Baker signed reprecincting bill on Sunday

Boston Statehouse

Senate President Karen Spilka told reporters Monday that her branch was looking at possibly adding the reprecincting conference report to its Thursday session agenda if it passes the House. (Sam Doran/SHNS)

BOSTON (SHNS) – Gov. Charlie Baker on Sunday signed into law legislation that officially reverses the order in which the Legislature drafts new district maps and municipalities draw their new precinct maps as part of the redistricting process.

Cities and towns would typically go first and create their local voting wards and precincts before lawmakers took their turn enacting legislation creating new Congressional and legislative maps. But the law (H 4118) Baker signed reflects what’s already occurring – the Legislature is going first and municipalities will then have 30 days to complete the local process no later than Dec. 15.

The switch in the order of operations is one of the bumps along the road of the 2020 U.S. Census. The collection of the 2020 Census data was affected by the onset of the pandemic and this year the release of the Census data was delayed about two months because of pandemic impacts. The House version of the bill, according to the Massachusetts Municipal Association, would have required municipal precincts to be redrawn to follow the contours of new state legislative districts, “which could have created significant disruption in cities and towns with district-based councils or school committees, and in towns with representative town meetings.”

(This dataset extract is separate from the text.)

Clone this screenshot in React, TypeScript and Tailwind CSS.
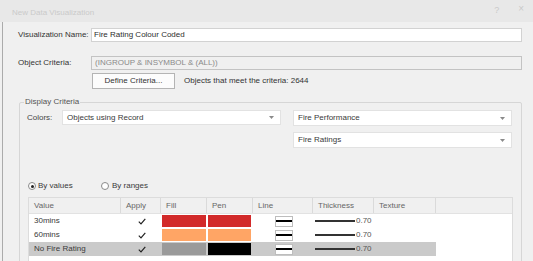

The compromise that Baker signed, the MMA said last month, was “closely aligned with the Senate version” and “would not require precincts to follow legislative lines.” October is shaping up as redistricting month on Beacon Hill, with one top Democrat telling the News Service last week that it is increasingly likely that legislative leaders will release a draft map of new House and Senate districts within the next two weeks. House candidates must live in their new districts by Nov. 8 in order to qualify to compete in those districts in 2022, giving lawmakers a soft deadline.